Cursor, Windsurf & Google Antigravity IDEs Linked to Malicious Extension Exposure

Cursor, Windsurf & Google Antigravity IDEs Linked to Malicious Extension Exposure

A critical supply chain vulnerability has been discovered affecting millions of developers using popular AI-powered IDEs, including Cursor, Windsurf, and Google Antigravity.

Security researchers revealed that these coding environments were actively recommending non-existent extensions, allowing potential attackers to upload malware that users would unthinkingly install.

Malware installed extensions

The issue stems from how these tools were built. Cursor, Windsurf, and Antigravity are all “forks” (modified versions) of Microsoft’s VS Code.

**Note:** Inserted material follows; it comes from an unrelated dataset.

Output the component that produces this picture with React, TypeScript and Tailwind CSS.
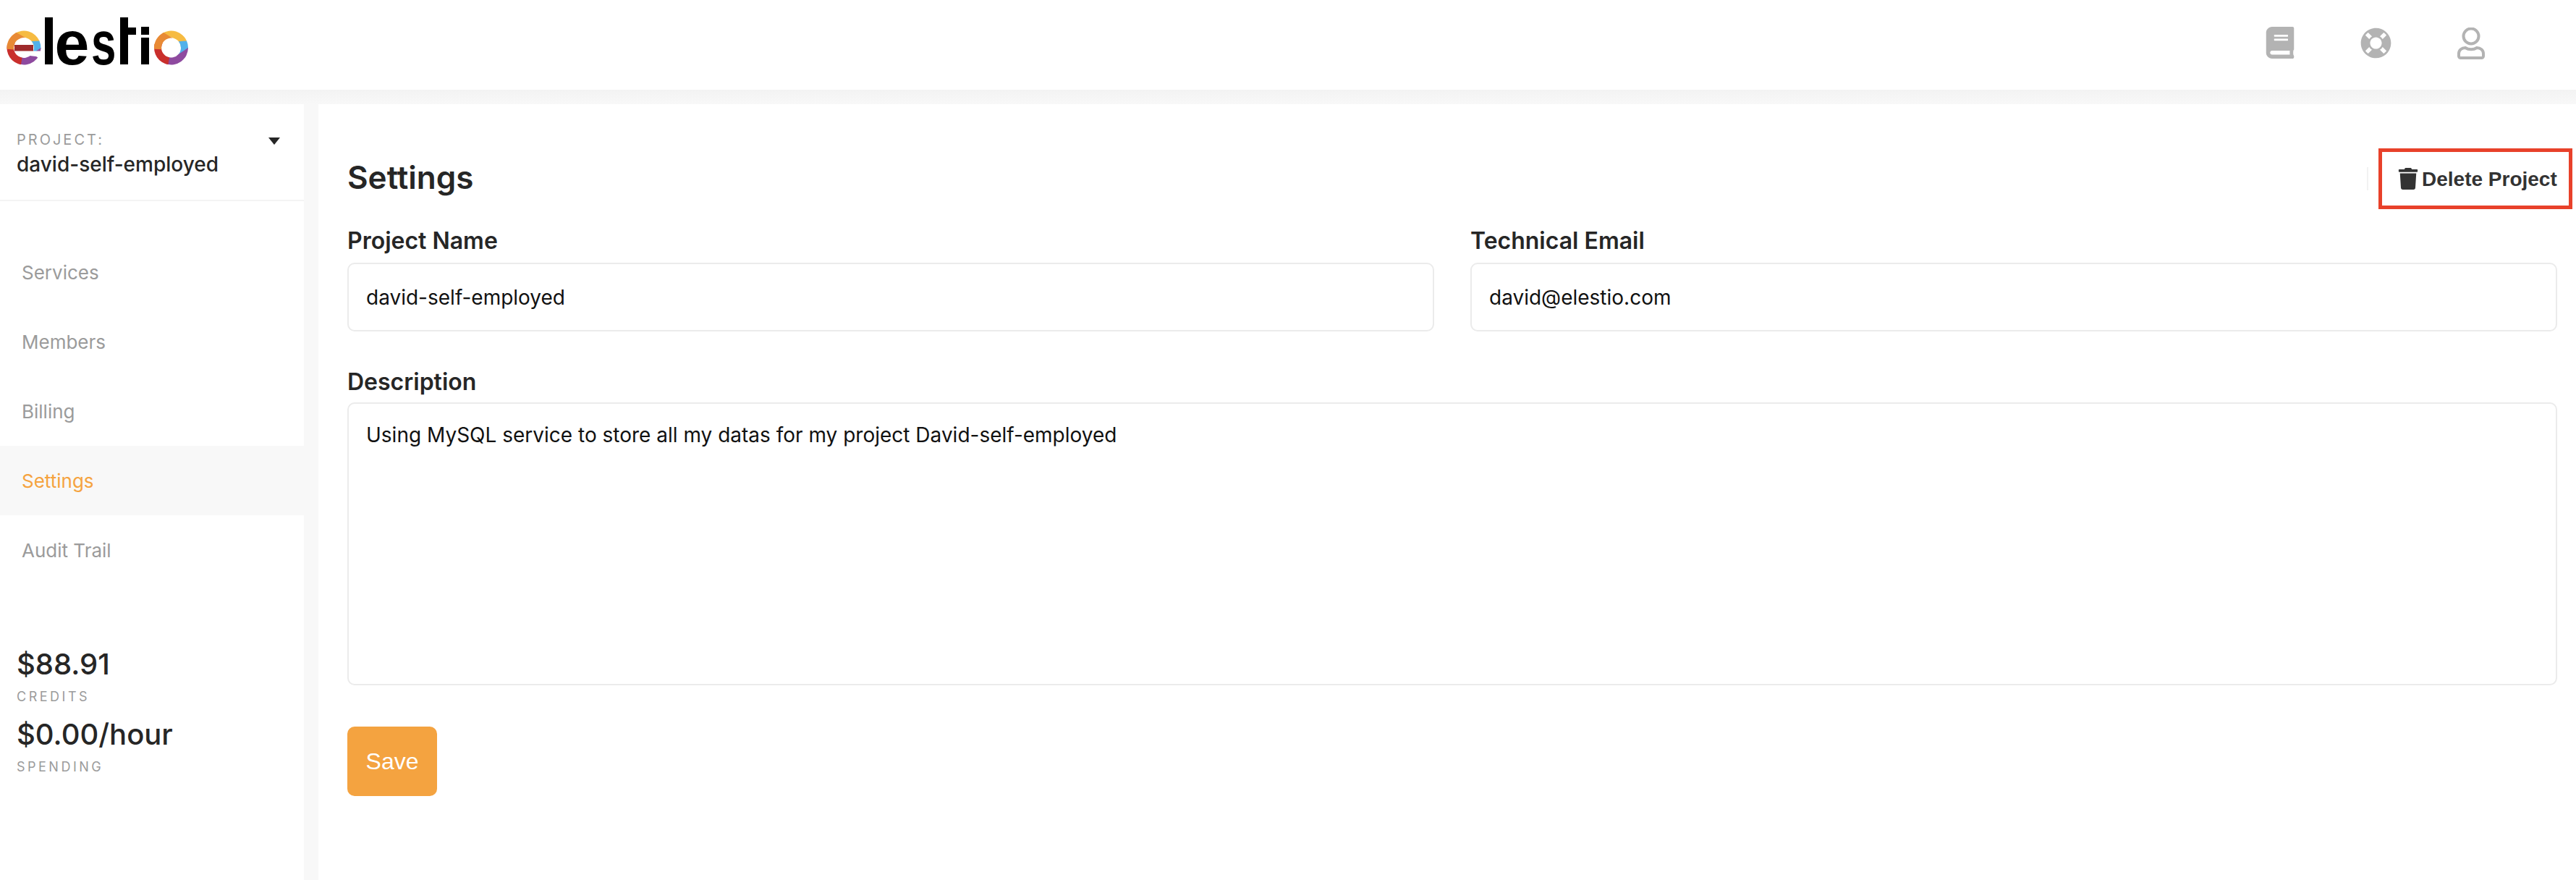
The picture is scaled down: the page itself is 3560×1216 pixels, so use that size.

However, due to licensing restrictions, they cannot use the official Microsoft Extension Marketplace. Instead, they rely on an open-source alternative called OpenVSX.

When these companies copied VS Code, they accidentally inherited a configuration file essentially a “shopping list” of recommended extensions.

placeholder extensions on Open VSX
placeholder extensions on Open VSX

These recommendations are triggered by specific actions, such as opening a generic file type or installing software such as PostgreSQL.

Cursor, Windsurf & Google Antigravity IDEs Linked to Malicious Extension Exposure
Supply CHain Attack

Many of the “official” Microsoft extensions listed in the config file were not available on the OpenVSX marketplace.

The Exploit

This created a massive security gap. Because the extension names were unclaimed on OpenVSX, anyone could register them. An attacker could upload a malicious file using one of these official-sounding names.

When a developer used the IDE, the system would see the gap and automatically prompt the user: “Recommendation: Install this extension.”

Trusting their IDE, the user would click install, effectively handing over full system access to the attacker.

Google Antigravity recommending potentially malicious extensions
Google Antigravity recommending potentially malicious extensions

This could lead to the theft of SSH keys, AWS credentials, and source code, without any phishing required, as reported by Koi AI.

To prove the danger, researchers from Koi claimed these vulnerable namespaces first. They uploaded harmless “placeholder” extensions.

The results were alarming: over 1,000 developers installed these empty files simply because their IDE recommended them.

  • Cursor: Acknowledged and fixed the issue on December 1, 2025.
  • Google: Initially rejected the report as “Won’t Fix,” but later accepted the vulnerability and rolled out fixes by January 1, 2026.
  • Windsurf: Has reportedly not responded to the disclosure.

The Eclipse Foundation, which manages OpenVSX, has since worked to verify namespaces and remove unauthorized contributors to prevent further abuse.